··· Dataset records

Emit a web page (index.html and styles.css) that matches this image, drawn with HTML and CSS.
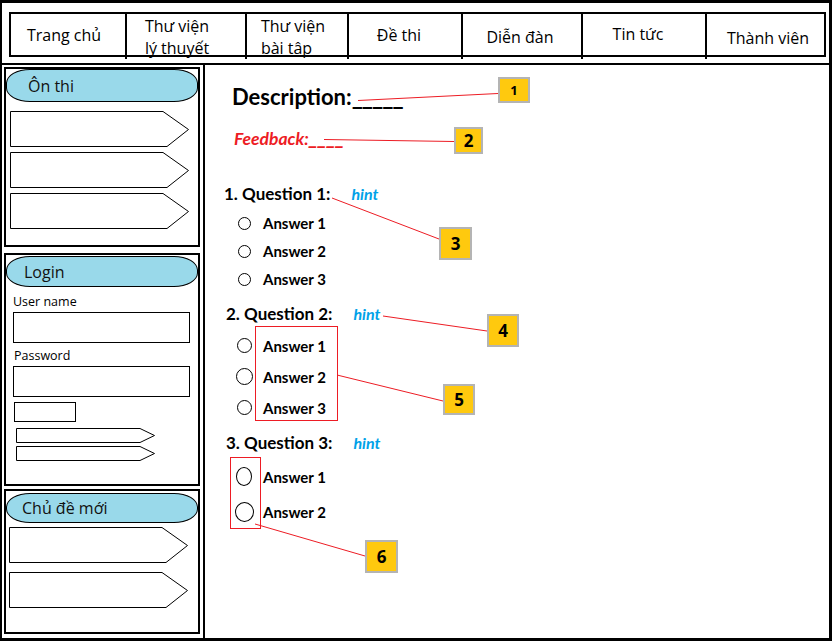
FILE: index.html
```html
<!DOCTYPE html>
<html lang="vi">
<head>
<meta charset="utf-8">
<title>Ôn thi - Mockup</title>
<link rel="stylesheet" href="styles.css">
</head>
<body>
<div class="page">
  <div class="frame">
    <header class="header">
      <nav class="nav">
        <a class="nav-item nav-home">Trang chủ</a>
        <a class="nav-item nav-two nav-lib1">Thư viện<br>lý thuyết</a>
        <a class="nav-item nav-two nav-lib2">Thư viện<br>bài tập</a>
        <a class="nav-item nav-exam">Đề thi</a>
        <a class="nav-item nav-forum">Diễn đàn</a>
        <a class="nav-item nav-news">Tin tức</a>
        <a class="nav-item nav-members">Thành viên</a>
      </nav>
    </header>
    <div class="body">
      <aside class="sidebar">
        <section class="panel panel-review">
          <div class="pill pill-review">Ôn thi</div>
          <div class="arrows arrows-review">
            <svg class="arrow arrow-lg" viewBox="0 0 179 36"><polygon points="0.5,0.5 153,0.5 178.5,18.5 157,35.5 0.5,35.5"/></svg>
            <svg class="arrow arrow-lg" viewBox="0 0 179 36"><polygon points="0.5,0.5 153,0.5 178.5,18.5 157,35.5 0.5,35.5"/></svg>
            <svg class="arrow arrow-lg" viewBox="0 0 179 36"><polygon points="0.5,0.5 153,0.5 178.5,18.5 157,35.5 0.5,35.5"/></svg>
          </div>
        </section>
        <section class="panel panel-login">
          <div class="pill pill-login">Login</div>
          <div class="login-form">
            <div class="field-label">User name</div>
            <div class="field"></div>
            <div class="field-label field-label-pass">Password</div>
            <div class="field"></div>
            <div class="small-box"></div>
            <div class="arrows arrows-small">
              <svg class="arrow arrow-sm" viewBox="0 0 139 15"><polygon points="0.5,0.5 124,0.5 138.5,7.5 124,14.5 0.5,14.5"/></svg>
              <svg class="arrow arrow-sm" viewBox="0 0 139 15"><polygon points="0.5,0.5 124,0.5 138.5,7.5 124,14.5 0.5,14.5"/></svg>
            </div>
          </div>
        </section>
        <section class="panel panel-topics">
          <div class="pill pill-topics">Chủ đề mới</div>
          <div class="arrows arrows-topics">
            <svg class="arrow arrow-lg" viewBox="0 0 179 36"><polygon points="0.5,0.5 153,0.5 178.5,18.5 157,35.5 0.5,35.5"/></svg>
            <svg class="arrow arrow-lg" viewBox="0 0 179 36"><polygon points="0.5,0.5 153,0.5 178.5,18.5 157,35.5 0.5,35.5"/></svg>
          </div>
        </section>
      </aside>
      <main class="main">
        <div class="description">Description:<span class="blank">_____</span></div>
        <div class="feedback">Feedback:<span class="blank">____</span></div>

        <section class="question q1">
          <div class="q-head"><span class="q-title">1. Question 1:</span><span class="hint">hint</span></div>
          <div class="answers">
            <div class="answer"><span class="radio-cell"><span class="radio"></span></span><span class="answer-text">Answer 1</span></div>
            <div class="answer"><span class="radio-cell"><span class="radio"></span></span><span class="answer-text">Answer 2</span></div>
            <div class="answer"><span class="radio-cell"><span class="radio"></span></span><span class="answer-text">Answer 3</span></div>
          </div>
        </section>

        <section class="question q2">
          <div class="q-head"><span class="q-title">2. Question 2:</span><span class="hint">hint</span></div>
          <div class="answers">
            <div class="answer"><span class="radio-cell"><span class="radio"></span></span><span class="answer-text">Answer 1</span></div>
            <div class="answer"><span class="radio-cell"><span class="radio radio-big"></span></span><span class="answer-text">Answer 2</span></div>
            <div class="answer"><span class="radio-cell"><span class="radio"></span></span><span class="answer-text">Answer 3</span></div>
          </div>
        </section>

        <section class="question q3">
          <div class="q-head"><span class="q-title">3. Question 3:</span><span class="hint">hint</span></div>
          <div class="answers">
            <div class="answer"><span class="radio-cell"><span class="radio"></span></span><span class="answer-text">Answer 1</span></div>
            <div class="answer"><span class="radio-cell"><span class="radio radio-big"></span></span><span class="answer-text">Answer 2</span></div>
          </div>
        </section>
      </main>
    </div>
  </div>

  <div class="overlay">
    <svg class="overlay-lines" viewBox="0 0 832 641" width="832" height="641">
      <g stroke="#ed1c24" stroke-width="1" fill="none">
        <line x1="358" y1="100.5" x2="498" y2="93.5"/>
        <line x1="324" y1="139.5" x2="454" y2="141.5"/>
        <line x1="332" y1="198" x2="439" y2="239"/>
        <line x1="383" y1="316" x2="487" y2="331"/>
        <line x1="337" y1="375" x2="443" y2="401"/>
        <line x1="255" y1="524" x2="365" y2="556"/>
        <rect x="255.5" y="326.5" width="82" height="94"/>
        <rect x="230.5" y="457.5" width="30" height="71"/>
      </g>
    </svg>
    <div class="tag tag-1">1</div>
    <div class="tag tag-2">2</div>
    <div class="tag tag-3">3</div>
    <div class="tag tag-4">4</div>
    <div class="tag tag-5">5</div>
    <div class="tag tag-6">6</div>
  </div>
</div>
</body>
</html>
```

FILE: styles.css
```css
* {
  box-sizing: border-box;
}

body {
  margin: 0;
  background: #fff;
  color: #000;
  font-family: "Open Sans", "Noto Sans", sans-serif;
}

.page {
  position: relative;
  width: 832px;
  height: 641px;
  overflow: hidden;
}

.frame {
  width: 832px;
  height: 641px;
  border: 3px solid #000;
  border-left-width: 2px;
  display: flex;
  flex-direction: column;
}

/* ---------- top navigation ---------- */
.header {
  height: 62px;
  flex: none;
  border-bottom: 2px solid #000;
  padding: 9px 0 0 7px;
}

.nav {
  display: grid;
  grid-template-columns: 116px 120px 102px 114px 120px 124px 1fr;
  width: 817px;
  height: 45px;
  border: 2px solid #000;
}

.nav-item {
  display: flex;
  align-items: center;
  justify-content: center;
  border-right: 2px solid #000;
  font-size: 16px;
  line-height: 22px;
  color: #000;
  text-decoration: none;
  white-space: nowrap;
}

.nav-item:last-child {
  border-right: 0;
}

.nav-two {
  text-align: left;
  padding-top: 1px;
}

.nav-home {
  padding: 0 8px 3px 0;
}

.nav-lib1 {
  padding-right: 18px;
}

.nav-lib2 {
  padding-right: 8px;
}

.nav-exam {
  padding: 0 12px 3px 0;
}

.nav-forum {
  padding-right: 4px;
}

.nav-news {
  padding: 0 12px 6px 0;
}

.nav-members {
  padding: 3px 0 0 5px;
}

/* ---------- body ---------- */
.body {
  flex: 1;
  display: flex;
  min-height: 0;
}

.sidebar {
  width: 203px;
  flex: none;
  border-right: 2px solid #000;
  padding: 2px 3px 0 2px;
  display: flex;
  flex-direction: column;
}

.panel {
  border: 2px solid #000;
  display: flex;
  flex-direction: column;
  flex: none;
}

.panel-review {
  height: 180px;
}

.panel-login {
  height: 233px;
  margin-top: 6px;
}

.panel-topics {
  height: 145px;
  margin-top: 3px;
}

.pill {
  display: flex;
  align-items: center;
  background: #99d9ea;
  border: 1px solid #000;
  border-radius: 24px / 14px;
  font-size: 16px;
  color: #111;
  flex: none;
}

.pill-review {
  height: 33px;
  padding-left: 21px;
}

.pill-login {
  height: 31px;
  margin-top: 1px;
  padding-left: 17px;
}

.pill-topics {
  height: 30px;
  margin-top: 2px;
  padding-left: 15px;
}

.arrows {
  display: flex;
  flex-direction: column;
}

.arrow {
  display: block;
  fill: #fff;
  stroke: #000;
  stroke-width: 1;
}

.arrow-lg {
  width: 179px;
  height: 36px;
}

.arrow-sm {
  width: 139px;
  height: 15px;
}

.arrows-review {
  margin: 9px 0 0 4px;
  gap: 5px;
}

.arrows-topics {
  margin: 4px 0 0 3px;
  gap: 9px;
}

.arrows-small {
  margin: 6px 0 0 3px;
  gap: 3px;
}

.login-form {
  display: flex;
  flex-direction: column;
  padding-left: 7px;
}

.field-label {
  font-size: 12.5px;
  line-height: 16px;
  margin-top: 7px;
}

.field-label-pass {
  margin-top: 5px;
  padding-left: 1px;
}

.field {
  width: 177px;
  height: 31px;
  border: 1px solid #000;
  margin-top: 2px;
}

.small-box {
  width: 62px;
  height: 20px;
  border: 1px solid #000;
  margin: 5px 0 0 1px;
}

/* ---------- main ---------- */
.main {
  flex: 1;
  padding-top: 18px;
  font-family: "Lato", "Open Sans", sans-serif;
}

.description {
  font-size: 22px;
  font-weight: 700;
  line-height: 28px;
  margin-left: 27px;
}

.blank {
  font-size: 24px;
  line-height: 0;
  letter-spacing: -1px;
}

.feedback {
  font-size: 17.5px;
  font-style: italic;
  font-weight: 700;
  line-height: 20px;
  color: #ed1c24;
  margin: 18px 0 0 29px;
}

.feedback .blank {
  font-size: 21px;
  letter-spacing: -0.5px;
}

.q-head {
  display: flex;
  align-items: baseline;
  font-size: 17px;
  font-weight: 700;
  line-height: 22px;
  margin-left: 19px;
}

.q2 .q-head,
.q3 .q-head {
  margin-left: 21px;
}

.hint {
  font-size: 16px;
  font-style: italic;
  color: #00a2e8;
  margin-left: 21px;
}

.q1 {
  margin-top: 34px;
}

.q2 {
  margin-top: 10px;
}

.q3 {
  margin-top: 9px;
}

.answers {
  display: flex;
  flex-direction: column;
  margin-top: 5px;
}

.q1 .answers {
  margin-top: 4px;
}

.answer {
  display: flex;
  align-items: center;
  height: 28px;
  padding-left: 26px;
  font-size: 15px;
  font-weight: 700;
}

.q2 .answer {
  height: 31px;
}

.q3 .answer {
  height: 35px;
}

.radio-cell {
  width: 26px;
  display: flex;
  justify-content: center;
}

.radio {
  width: 13px;
  height: 13px;
  border: 1px solid #000;
  border-radius: 50%;
}

.q2 .radio {
  width: 15px;
  height: 15px;
}

.q2 .radio-big {
  width: 17px;
  height: 17px;
}

.q3 .radio {
  width: 16px;
  height: 19px;
}

.q3 .radio-big {
  width: 19px;
  height: 20px;
}

.answer-text {
  margin-left: 6px;
}

/* ---------- annotation overlay ---------- */
.overlay {
  position: absolute;
  inset: 0;
  pointer-events: none;
}

.overlay-lines {
  position: absolute;
  left: 0;
  top: 0;
}

.tag {
  position: absolute;
  display: flex;
  align-items: center;
  justify-content: center;
  background: #ffc90e;
  border: 2px solid #b4b4b4;
  font-family: "Open Sans", sans-serif;
  font-weight: 700;
  font-size: 17px;
  color: #000;
}

.tag-1 {
  left: 498px;
  top: 77px;
  width: 32px;
  height: 26px;
  font-size: 13px;
}

.tag-2 {
  left: 454px;
  top: 127px;
  width: 29px;
  height: 27px;
}

.tag-3 {
  left: 439px;
  top: 227px;
  width: 33px;
  height: 33px;
}

.tag-4 {
  left: 487px;
  top: 314px;
  width: 32px;
  height: 33px;
}

.tag-5 {
  left: 443px;
  top: 384px;
  width: 32px;
  height: 31px;
}

.tag-6 {
  left: 365px;
  top: 540px;
  width: 33px;
  height: 33px;
}
```
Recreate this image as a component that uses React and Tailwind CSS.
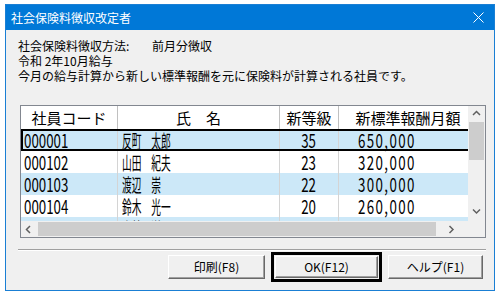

······

Given task »
Scan the records above for the string "page", then report every line that contains it.

Result below »
Emit a web page (index.html and styles.css) that matches this image, drawn with HTML and CSS.
<div class="page">
.page {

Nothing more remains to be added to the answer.